The Diada was special this year: we have confirmed that, despite the pressures, threats of jail for our democratically elected leaders, the judgments of the Spanish Constitutional Court, the discouragement that occurs in the parliament of our country, Catalans of all backgrounds and colors know that we want to have a state to govern ourselves, to be a republic, and to be fairer and more egalitarian than the status quo. We have only one choice for the future: to be free of a state that desires to restrict our rights.
The feeling is that we are reaching the point of hitting the political accelerator. The tempos of the people and political tempos are not dancing to the same tune. The Catalan people wanted to demonstrate clearly that we, together with our political representatives, are ready for anything that might happen. We will resist what we have to. Our freedom is at stake.
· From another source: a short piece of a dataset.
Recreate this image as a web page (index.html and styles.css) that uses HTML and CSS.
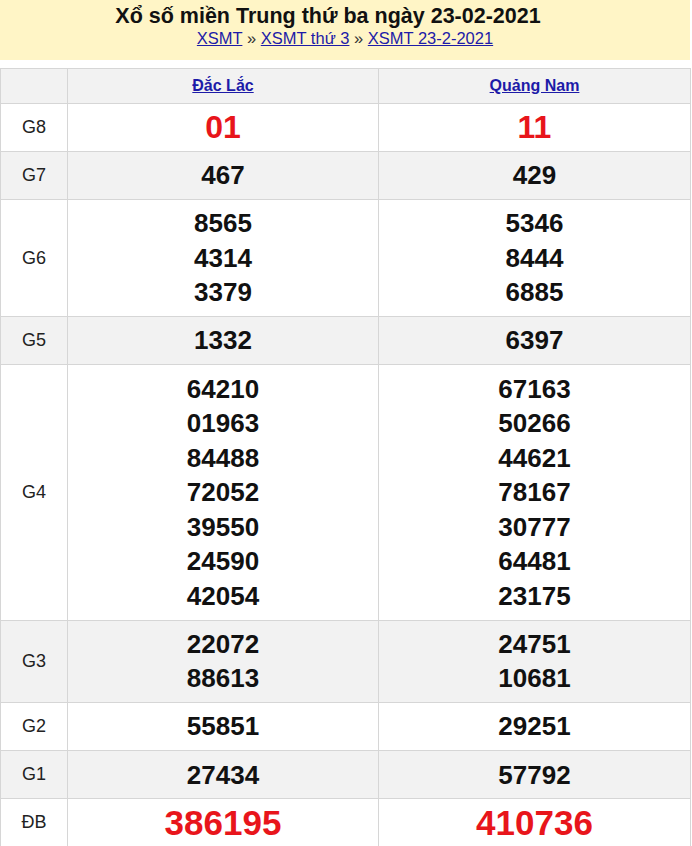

What do you think will happen with the Catalan situation in the coming months?
It appears likely that, on September 28, Carles Puigdemont and his government will overcome a vote of confidence in the Catalan Parliament. The Puigdemont Government should then have a majority of independentist deputies which would demonstrate that the government has the necessary backing for to determinedly put in place the laws of disconnection and through the basic laws, legislate with a full Catalan and republican legality.
The people must ratify it, one way or another, but the Government must follow the plan to lead us to independence because that is what they promised us in September last year when we voted for them and gave them a majority.
There is the other side, Spain, that only counts in this process because it will be the “bad guy” of the movie, as it refuses to let us do things our own way. But this is a relative problem: if/when the new republic is created, Spain no longer affect us at all. In fact, right now, what Spain can do is very limited.
From the moment Carme Forcadell presides over the sessions of Parliament, from now until there are constituent elections in the new republic, Spain is already a foreign country. Whether Spain has formed a government or not will not affect us in the slightest.